Okay, so, freshman year, I’m deep in my “everything sucks and I’m stuck with these assholes” mentality. My English teacher was a notorious hard-ass, let’s call him Mr. Hargrove. He was the guy every student prayed they didn’t get. And, on top of ALL OF THE SHIT I WAS ALREADY DEALING WITH, I had him for English.
One of the laborious assignments he gave us was to keep a daily journal. Daily! Not monthly or weekly. Fucking daily. Handwritten. And we had to turn it in every quarter and he fucking graded us. He graded us on a fucking journal.
All of my classmates wrote shit like what they did that day or whatever. But, I did not. No, sir. I decided to give the ol’ middle finger to the assignment and do my own shit.
So, for my daily journal entries, over the course of an entire year, I wrote a serialized story about a horde of man-eating slugs that invaded a small mining town. It was graphic, it was ridiculous, it was an epic feat of rebellion.
And Mr. Hargrove loved it.
It wasn’t just the journal. Every assignment he gave us, I tried to shit all over it. Every reading assignment, everyone gushed about how good it was, but I always had a negative take. Every writing assignment, people wrote boring prose, but I wrote cheesy limericks or pulp horror stories.
Then, one day, he read one of my essays to the class as an example of good writing. When a fellow student asked who wrote it, he said, “Some pipsqueak.”
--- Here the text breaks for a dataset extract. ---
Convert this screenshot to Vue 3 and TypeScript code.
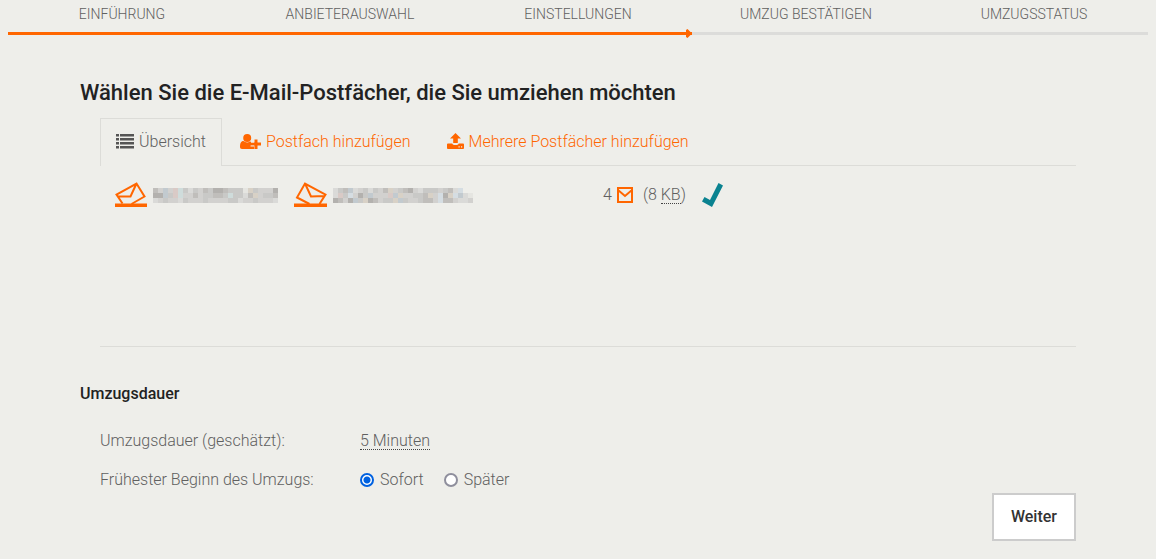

And that’s when I had a revelation. He wanted to fight. And since all the other students were trying to kiss his ass, I was his only challenger.
Mr. Hargrove and I went head-to-head on every assignment, every conversation, every fucking thing. And he ate it up. And so did I.
One day, he read us a column from the Washington Post and asked the class what was wrong with it. Everyone chimed in with their dumbass takes, but I was the one who landed on Mr. Hargrove’s complaint: The reporter had BRAZENLY added the suffix “ize” to a verb.
That night I wrote a jokey letter to the reporter calling him out on the offense in which I added “ize” to every single verb. I gave it to Mr. Hargrove, who by then had become a friendly adversary, for a chuckle and he SENT IT TO THE REPORTER.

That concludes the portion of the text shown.